Hmmm. I was going to look into that. filter.default is deprecated and going away in php 9, so I'm not sure if that's a good idea to rely on it. (And if filter.default is not set, there is still a default filter IIRC).
Yeah the default filter is unsafe_raw, which doesn't do anything without flags (it will just copy $_SERVER in case filter_input(INPUT_SERVER) is called during the request).
The slowdown is probably not worth it, and I'd recommend using filter_var($_SERVER["REQUEST_METHOD"] ?? "" directly if this stays unoptimized in PHP 9. But hard to say, maybe PHP 9 will even have a request object.
Hmmm. So, if you don’t set a default right now, filter_input doesn’t do anything in FrankenPHP? It just returns an empty string? I’m not sure if that’s better or worse for libraries/frameworks that expect it to at least return unsafe-raw if the extension is available.
filter_input is the only way to get around hackers/frameworks/libraries messing with $_SERVER (and other super globals) in memory. It doesn’t access them at all, is immutable, and should return the "raw/filtered" data.
filter_input still works with all globals, only for $_SERVER and $_ENV filter.default has to be explicitly defined in the php.ini, else it will always return NULL.
I think this is definitely the correct default for worker mode, since worker mode necessarily has to register $_SERVER on every request. Production grade $_SERVER arrays often end up being multiple KB in size and there would be no way to avoid those additional allocations, even though all frameworks supporting a worker mode don't make use of filter_input(INPUT_SERVER).
That being said, I would be fine with enabling it in 'regular mode', if you think the performance hit is worth being more compatible with FPM defaults.
As a sidenote:
Searching for $_SERVER on github yields 3.4 million results, while searching for filter_input(INPUT_SERVER only yields 6300. There's also an (unrelated) note of caution in the manual against using it with $_SERVER.
I have strong opinions about neutering built-in extensions just to eek out a little extra performance. If users want greater performance, they can build php with --disable-filter or we should build it without that extension available, so users have to install it themselves.
Otherwise, if the extension is available, we should behave just like any SAPI, even if it hurts performance (or make changes to php-src so that the performance impact is mitigated).
Searching for $_SERVER on github yields 3.4 million results, while searching for filter_input(INPUT_SERVER only yields 6300.
As mentioned earlier, filter_input is the only way to ensure nothing has modified input data (handy in untrusted environments like WordPress plugins).

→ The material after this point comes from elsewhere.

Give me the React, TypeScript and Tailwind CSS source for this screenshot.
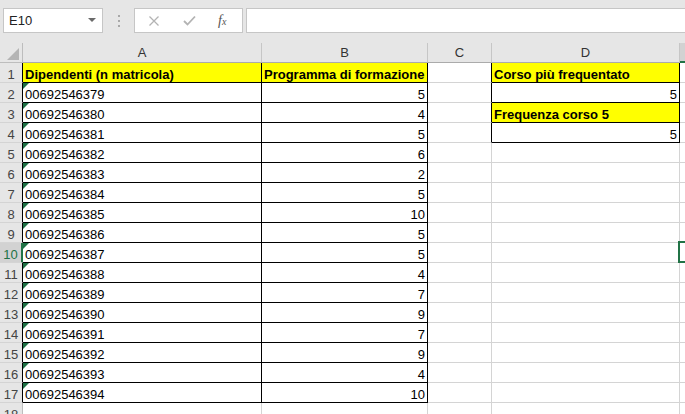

Just because most code is built to run in trusted environments (i.e. an application), doesn’t make the point moot.
There's also an (unrelated) note of caution in the manual against using it with $_SERVER.
That bug was fixed ~15 years ago. However, many frameworks also inject things into $_ENV and $_SERVER, such as .env file loaders, making it somewhat still relevant in those frameworks.
wdyt @dunglas?
I agree with @withinboredom rationale. However it would be nice to fix that in php-src.
I guess I disagree, at least for worker mode.
I think the defaults for worker mode should be fast, performance is the whole point of its existence. Building PHP without --filter isn't really an option, many libraries and applications still rely on the filter extension (it's a good extension).
Only the filter_input(INPUT_SERVER combination is niche enough to not be worth the slower default. I also think this should be optimized in php-src, first the deprecated global filters need to be removed entirely in PHP 9 though.
However it would be nice to fix that in php-src.
@AlliBalliBaba Can you give this branch+fork of php-src + this branch of FrankenPHP a go? (you should be able to apply the diff to any branch of PHP as well).
I think the defaults for worker mode should be fast, performance is the whole point of its existence.
It shouldn't sacrifice correctness for performance. The whole point is to make it faster while still being correct. Otherwise, we could just delete half PHP to make it faster. (edit to add: though I actually think I agree with you -- I was mostly just arguing on principles. Worker mode is already quirky.)
Looks like this branch would at least avoid 1 $_SERVER copy, I'll give it a go 👍
Hard to say from looking at the flamegraphs alone, but I think your branch makes this a bit more efficient. Last time I looked at it, it was actually copying the whole memory twice over, I think your branch only copies it once. Haven't tested it for correctness, but this probably also speeds up all other SAPIs.
I still think it would be fine to break with FPM default behavior in worker mode.
your fork + this branch
main
Should we merge this one?
filter_input is also on the chopping block for deprecations in 8.5 (not yet approved though)
Let's see how that RFC shakes out then. I'm just getting back from a short vacation and have a bajillion emails to read through -- I hope it doesn't get removed, but rather it may be better to replace it with something else.
Looks like none of the filter deprecations passed.